Autour d’une résidence

Francis Dannemark

Arras, à 50 kilomètres au sud-ouest de Lille, à 80 kilomètres de la Manche, est une ville de plaine dont le nom évoque pour les uns des places superbes aux maisons claires, pour les autres des tapisseries qui ont fait le tour du monde. D’autres encore penseront à deux trouvères célèbres, Jean Bodel et Adam de la Halle. Arras, c’est aussi un des pôles de la jeune Université d’Artois, et c’est là que je passe deux jours chaque semaine.

Tout a commencé en 1994 quand l’Université d’Artois et la Direction régionale des Affaires culturelles du Nord-Pas-de-Calais ont désiré mettre en place une résidence d’écrivain sur le site arrageois de l’Université. Il s’agissait là d’une première : en effet, les résidences en milieu universitaire concernaient jusque-là des artistes appartenant à diverses disciplines mais pas des écrivains.
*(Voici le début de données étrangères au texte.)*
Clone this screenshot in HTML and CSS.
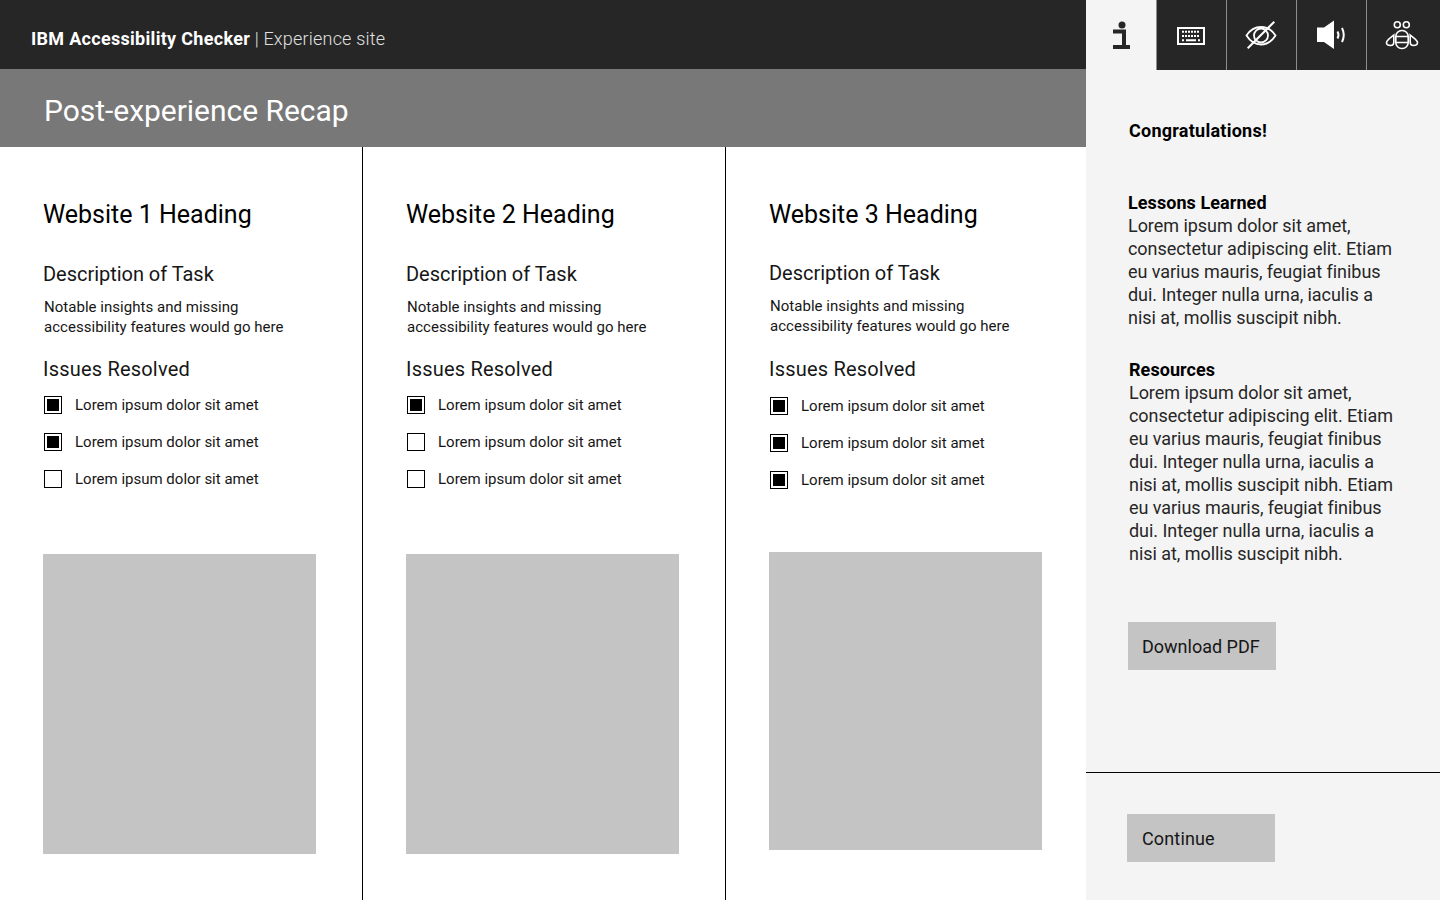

Autre originalité du projet : je ne viendrais pas à Arras pour y écrire mais pour travailler avec des étudiants, pour leur proposer de découvrir de l’intérieur la création littéraire et pour leur faire connaitre des œuvres d’auteurs francophones contemporains.

J’ai donc créé des ateliers d’écriture et animé des rencontres littéraires sur le site de l’Université. Enfin, j’ai élaboré le projet d’une grande soirée de lectures qui permettrait d’entendre et de rencontrer une dizaine d’écrivains, à savoir Jean-Marc Aubert, Hervé Le Tellier et Hélène Merlin pour la France, et William Cliff, Xavier Deutsch, Guy Goffette, Thomas Gunzig, Amélie Nothomb, Jean-Claude Pirotte, Etienne Reunis, Jean-Pierre Verheggen et moi-même pour la Belgique. Après lectures et discussions, chacun des étudiants avec lesquels je travaille a choisi un auteur dont il est devenu le « poisson-pilote » ou le « parrain ». Et, peu à peu, le projet a pris forme. Pour le mener à bien, plusieurs partenaires se sont associés à l’Université d’Artois et à la DRAC : l’Échevinat de la culture d’Anderlecht et le Centre culturel de la même commune, ainsi que le Théâtre d’Arras. Un nom : les NUITS DES LETTRES. Des lieux : le Théâtre d’Arras, le 16 mars, et la Bibliothèque d’Anderlecht, le 12 mai.

Un des intérêts du projet, c’est qu’il produit des mouvements : il s’agit de faire entrer des œuvres d’aujourd’hui à l’université et de faire entrer l’université dans la ville ; d’emmener étudiants et écrivains en des lieux nouveaux ; de franchir des frontières et de mélanger des publics.

Par ailleurs, si les rencontres littéraires ont leur magie, quelles traces peuvent-elles laisser ?

J’ai eu envie de demander aux écrivains et aux étudiants de composer, sur un thème imposé, un texte qu’ils viendraient lire sur scène et, pour garder mémoire des textes et des voix, j’a ajouté au projet l’édition d’une plaquette (où l’on trouvera aussi des portraits imaginaires des écrivains vus par les étudiants) et d’une cassette qui restituera, grâce à Christine Van Acker, le portrait de l’événement.

Devant l’ampleur de la tâche, j’avoue que je me suis demandé l’une ou l’autre fois si je n’aurais pas été mieux inspiré en allant paisiblement m’installer avec ma machine à écrire dans une ancienne abbaye ou dans une bibliothèque. Mais l’enthousiasme suscité par le projet m’a rendu ma bonne humeur et je suis enchanté de constater qu’une entreprise à vocation littéraire a pu dépasser son cadre et créer des réseaux de communication entre des villes, des groupes sociaux, des individus. L’époque qui est la nôtre invite trop souvent à des replis stratégiques qui ont des allures de défaite ; or je ne voulais pas que la littérature soit l’occasion d’un nouvel enfermement ou d’une nouvelle fuite, fût-elle élégante. Les NUITS DES LETTRES, pour moi, c’était, c’est toujours le pari d’une certaine qualité : qualité des écrivains, qualité de la vie à laquelle nous invite la littérature. Moments forts de ma résidence à l’Université d’Artois, ce sont elles qui lui donnent son sens.